Conventional connectors, such as buttons, Velcro and zips, typically rely on mechanical interactions and mate interlocking to join components together. In contrast, the new nanowire (NW) connectors, developed by Ali Javey and Ron Fearing of the University of California at Berkeley, utilize chemical interactions. Not only can these devices be reduced to nanoscale dimensions without losing their sticking power, they also have identical mates, which makes them "unisex". This is in contrast to conventional connector technologies and makes it easier to integrate them in a variety of applications.

Conventional adhesives, such as glue, tapes and synthetic gecko, also exploit chemical interactions that can readily be scaled down. The problem here, however, is that these adhesives are designed to bind to any surface rather than just specific sites, as is required for connector applications. "The challenge in our project was to develop connectors that utilize chemical interactions that are highly scalable and yet achieve selective binding," Javey told nanotechweb.org. "The NW connectors technology addresses this challenge by using a novel nanofibrillar system."

The team, which includes researchers from the Lawrence Berkeley National Lab, employed germanium NW forests measuring around 20–30 nm in diameter and 30 µm in length as the backbone of the chemical connectors to make the nanofibrillar structures. Thanks to their high Young's modulus, the structures do not collapse or aggregate. The researchers also deposited a polymer shell onto the surface of the NWs to improve adhesion strength.

Strong shear binding
Because NWs are designed to be stiff, they have low van der Waals interactions and do not easily stick to flat surfaces. However, when they encounter surfaces like themselves (that is nanofibrillar surfaces with similar aspect ratios and dimensions), interpenetration of the NW forests results in the contact area being amplified by around 1000 times.

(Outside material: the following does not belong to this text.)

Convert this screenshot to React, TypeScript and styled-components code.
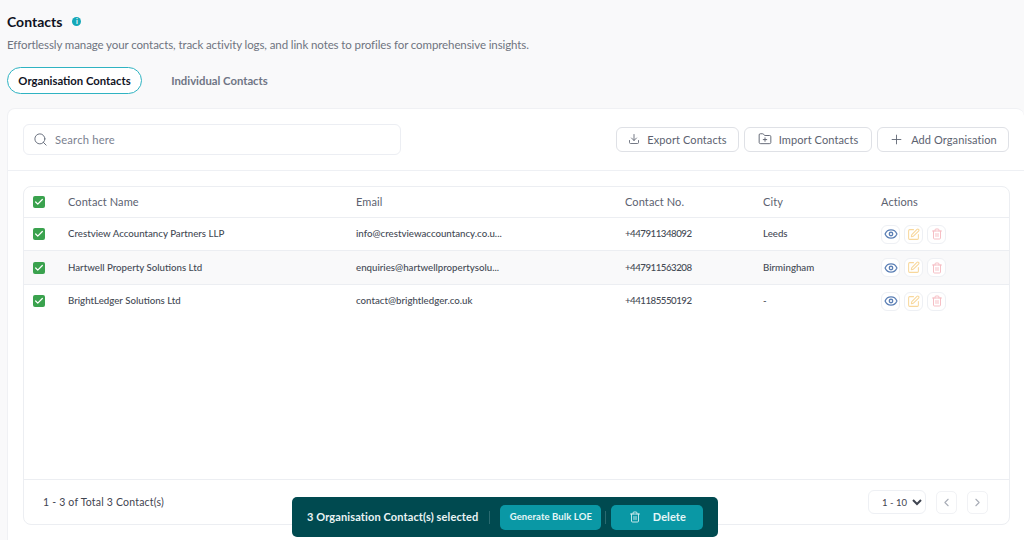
import styled, { createGlobalStyle } from "styled-components"
import { Search, Download, FolderPlus, Plus, Eye, SquarePen, Trash2, ChevronLeft, ChevronRight, Check } from "lucide-react"

const contacts = [
    { name: "Crestview Accountancy Partners LLP", email: "info@crestviewaccountancy.co.u...", phone: "+447911348092", city: "Leeds" },
    { name: "Hartwell Property Solutions Ltd", email: "enquiries@hartwellpropertysolu...", phone: "+447911563208", city: "Birmingham" },
    { name: "BrightLedger Solutions Ltd", email: "contact@brightledger.co.uk", phone: "+441185550192", city: "-" },
]

const GlobalStyle = createGlobalStyle`
    html, body {
        margin: 0;
        padding: 0;
        background: #f9f9fa;
    }
    * {
        box-sizing: border-box;
    }
`

const App = () => {
    return (
        <Page>
            <GlobalStyle />
            <TitleRow>
                <Title>Contacts</Title>
                <InfoDot>i</InfoDot>
            </TitleRow>
            <Subtitle>Effortlessly manage your contacts, track activity logs, and link notes to profiles for comprehensive insights.</Subtitle>
            <Tabs>
                <Tab $active>Organisation Contacts</Tab>
                <Tab>Individual Contacts</Tab>
            </Tabs>
            <Card>
                <Toolbar>
                    <SearchBox>
                        <Search size={15} color="#6b7280" strokeWidth={1.6} />
                        <span>Search here</span>
                    </SearchBox>
                    <Actions>
                        <ToolButton $width={123}><Download size={12} strokeWidth={1.7} />Export Contacts</ToolButton>
                        <ToolButton $width={128}><FolderPlus size={14} strokeWidth={1.6} />Import Contacts</ToolButton>
                        <ToolButton $width={132}><Plus size={15} strokeWidth={1.4} />Add Organisation</ToolButton>
                    </Actions>
                </Toolbar>
                <TablePanel>
                    <HeadRow>
                        <CheckBox><Check size={10} strokeWidth={3} color="#fff" /></CheckBox>
                        <span>Contact Name</span>
                        <span>Email</span>
                        <span>Contact No.</span>
                        <span>City</span>
                        <span>Actions</span>
                    </HeadRow>
                    {contacts.map((el, i) => (
                        <BodyRow key={i} $shaded={i === 1}>
                            <CheckBox><Check size={10} strokeWidth={3} color="#fff" /></CheckBox>
                            <span>{el.name}</span>
                            <span>{el.email}</span>
                            <Phone>{el.phone}</Phone>
                            <span>{el.city}</span>
                            <RowActions>
                                <IconButton $color="#5b7fb5"><Eye size={14} strokeWidth={2.2} /></IconButton>
                                <IconButton $color="#f8d79b"><SquarePen size={13} strokeWidth={1.9} /></IconButton>
                                <IconButton $color="#f6bcc2"><Trash2 size={12} strokeWidth={1.9} /></IconButton>
                            </RowActions>
                        </BodyRow>
                    ))}
                    <Footer>
                        <span>1 - 3 of Total 3 Contact(s)</span>
                        <Pager>
                            <PageSelect defaultValue="1 - 10">
                                <option>1 - 10</option>
                            </PageSelect>
                            <PagerButton><ChevronLeft size={13} /></PagerButton>
                            <PagerButton><ChevronRight size={13} /></PagerButton>
                        </Pager>
                    </Footer>
                </TablePanel>
            </Card>
            <BulkBar>
                <BulkLabel>3 Organisation Contact(s) selected</BulkLabel>
                <Divider />
                <BulkButton $width={101}>Generate Bulk LOE</BulkButton>
                <Divider $tight />
                <BulkButton $width={92} $large><Trash2 size={12} strokeWidth={1.7} />Delete</BulkButton>
            </BulkBar>
        </Page>
    )
}

export default App

const Page = styled.div`
    position: relative;
    width: 1024px;
    height: 540px;
    overflow: hidden;
    padding: 13px 0 0 7px;
    font-family: "Lato", "Noto Sans", sans-serif;
    background: #f9f9fa;
`

const TitleRow = styled.div`
    display: flex;
    align-items: center;
    gap: 10px;
    height: 17px;
`

const Title = styled.h1`
    margin: 0;
    font-size: 14px;
    font-weight: 700;
    color: #0f1222;
`

const InfoDot = styled.span`
    display: flex;
    align-items: center;
    justify-content: center;
    width: 9px;
    height: 9px;
    margin-top: -1px;
    border-radius: 50%;
    background: #14a8b8;
    color: #fff;
    font-size: 7px;
    font-weight: 700;
`

const Subtitle = styled.p`
    margin: 7px 0 0;
    height: 15px;
    line-height: 15px;
    font-size: 11.5px;
    letter-spacing: -0.1px;
    color: #6f7480;
`

const Tabs = styled.div`
    display: flex;
    align-items: center;
    gap: 2px;
    margin-top: 15px;
`

const Tab = styled.div<{ $active?: boolean }>`
    display: flex;
    align-items: center;
    justify-content: center;
    width: ${(p) => (p.$active ? "135px" : "151px")};
    height: 27px;
    padding-bottom: 1px;
    border-radius: 14px;
    font-size: 11.3px;
    font-weight: 700;
    color: ${(p) => (p.$active ? "#11131f" : "#6f7585")};
    background: ${(p) => (p.$active ? "#fff" : "transparent")};
    border: ${(p) => (p.$active ? "1.5px solid #2fb3c2" : "none")};
`

const Card = styled.section`
    margin-top: 14px;
    width: 1017px;
    height: 440px;
    background: #fff;
    border: 1px solid #f0f1f4;
    border-right: none;
    border-radius: 8px 8px 0 0;
`

const Toolbar = styled.div`
    display: flex;
    align-items: center;
    justify-content: space-between;
    height: 62px;
    padding: 0 15px 0 15px;
    border-bottom: 1px solid #eef0f4;
`

const SearchBox = styled.div`
    display: flex;
    align-items: center;
    gap: 7px;
    width: 378px;
    height: 31px;
    padding: 0 0 1px 9px;
    background: #fff;
    border: 1px solid #eceef3;
    border-radius: 6px;
    font-size: 11.2px;
    letter-spacing: 0.2px;
    color: #7b8190;
`

const Actions = styled.div`
    display: flex;
    gap: 5px;
`

const ToolButton = styled.div<{ $width: number }>`
    display: flex;
    align-items: center;
    justify-content: center;
    gap: 7px;
    width: ${(p) => p.$width}px;
    height: 25px;
    padding-bottom: 1px;
    border: 1px solid #dfe1e6;
    border-radius: 6px;
    background: #fff;
    font-size: 11px;
    letter-spacing: 0.1px;
    color: #5c6270;
`

const TablePanel = styled.div`
    position: relative;
    width: 987px;
    height: 339px;
    margin: 15px 0 0 15px;
    border: 1px solid #eceef2;
    border-radius: 8px;
`

const HeadRow = styled.div`
    display: grid;
    grid-template-columns: 44px 288px 269px 138px 118px 1fr;
    align-items: center;
    height: 31px;
    font-size: 11px;
    letter-spacing: 0.1px;
    color: #5c6270;
    border-bottom: 1px solid #eceef2;
    span {
        margin-top: -2px;
    }
`

const BodyRow = styled.div<{ $shaded?: boolean }>`
    display: grid;
    grid-template-columns: 44px 288px 269px 138px 118px 1fr;
    align-items: center;
    height: 33.4px;
    font-size: 9.7px;
    font-weight: 500;
    color: #444a55;
    background: ${(p) => (p.$shaded ? "#f9f9fa" : "#fff")};
    border-bottom: 1px solid #eceef2;
    span {
        margin-top: -2px;
    }
    &:nth-child(4) {
        border-bottom: none;
    }
`

const Phone = styled.span`
    letter-spacing: -0.5px;
`

const CheckBox = styled.div`
    display: flex;
    align-items: center;
    justify-content: center;
    width: 12px;
    height: 12px;
    margin-left: 9px;
    border-radius: 2px;
    background: #3aa24e;
`

const RowActions = styled.div`
    display: flex;
    gap: 4px;
`

const IconButton = styled.div<{ $color: string }>`
    display: flex;
    align-items: center;
    justify-content: center;
    width: 19px;
    height: 19px;
    border: 1px solid #eef0f4;
    border-radius: 6px;
    background: #fff;
    color: ${(p) => p.$color};
`

const Footer = styled.div`
    position: absolute;
    left: 0;
    right: 0;
    bottom: 0;
    display: flex;
    align-items: center;
    justify-content: space-between;
    height: 45px;
    padding: 0 21px 0 19px;
    border-top: 1px solid #eceef2;
    font-size: 10.5px;
    letter-spacing: 0.2px;
    color: #3f4450;
`

const Pager = styled.div`
    display: flex;
    align-items: center;
    gap: 10px;
`

const PageSelect = styled.select`
    width: 58px;
    height: 24px;
    border: 1px solid #eef0f4;
    border-radius: 6px;
    background: #fff;
    font-family: inherit;
    font-size: 9.5px;
    font-weight: 400;
    color: #3f4450;
    padding-left: 9px;
`

const PagerButton = styled.div`
    display: flex;
    align-items: center;
    justify-content: center;
    width: 21px;
    height: 23px;
    border: 1px solid #f1f2f5;
    border-radius: 5px;
    color: #a8adb7;
`

const BulkBar = styled.div`
    position: absolute;
    left: 292px;
    top: 497px;
    display: flex;
    align-items: center;
    width: 426px;
    height: 40px;
    padding-left: 15px;
    background: #004a50;
    border-radius: 5px;
    color: #fff;
`

const BulkLabel = styled.span`
    margin-top: -2px;
    font-size: 11px;
    font-weight: 700;
    letter-spacing: 0.12px;
    color: #eaf4f5;
    white-space: nowrap;
`

const Divider = styled.i<{ $tight?: boolean }>`
    width: 1px;
    height: 13px;
    margin: ${(p) => (p.$tight ? "0 5px 0 4px" : "0 10px 0 11px")};
    background: #2a6a70;
`

const BulkButton = styled.div<{ $width: number; $large?: boolean }>`
    display: flex;
    align-items: center;
    justify-content: center;
    gap: 12px;
    width: ${(p) => p.$width}px;
    height: 25px;
    padding-bottom: 1px;
    background: #0a98a5;
    border-radius: 5px;
    font-size: ${(p) => (p.$large ? "11px" : "9.5px")};
    font-weight: 700;
    letter-spacing: 0.1px;
    color: #e6f6f7;
    white-space: nowrap;
`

This leads to strong shear binding of around 163 N/cm2, which is well above the shear adhesion strengths of most connector technologies (around 5–15 N/cm2).

"Not many natural or man-made objects have the dimensions of NW forests, so the connectors are highly specific, having minimal adhesion with most foreign surfaces, such as cloth or even Velcro," explained Javey. "This specific binding makes the NW forests an ideal connector technology."

The connectors can also be easily removed and reattached thanks to their superb anisotropic adhesion behaviour (shear to normal strength ratio of around 25), he adds.

According to the team, the NW connectors could be used in various applications, ranging from clothing, reconfigurable structures, such as toys, and in any device that requires reversible component assembly.

The scientists are now exploring connector technologies that can operate in different environments. "We are also looking at how to enhance their robustness and life-time," revealed Javey.

The results were reported in Nano Letters.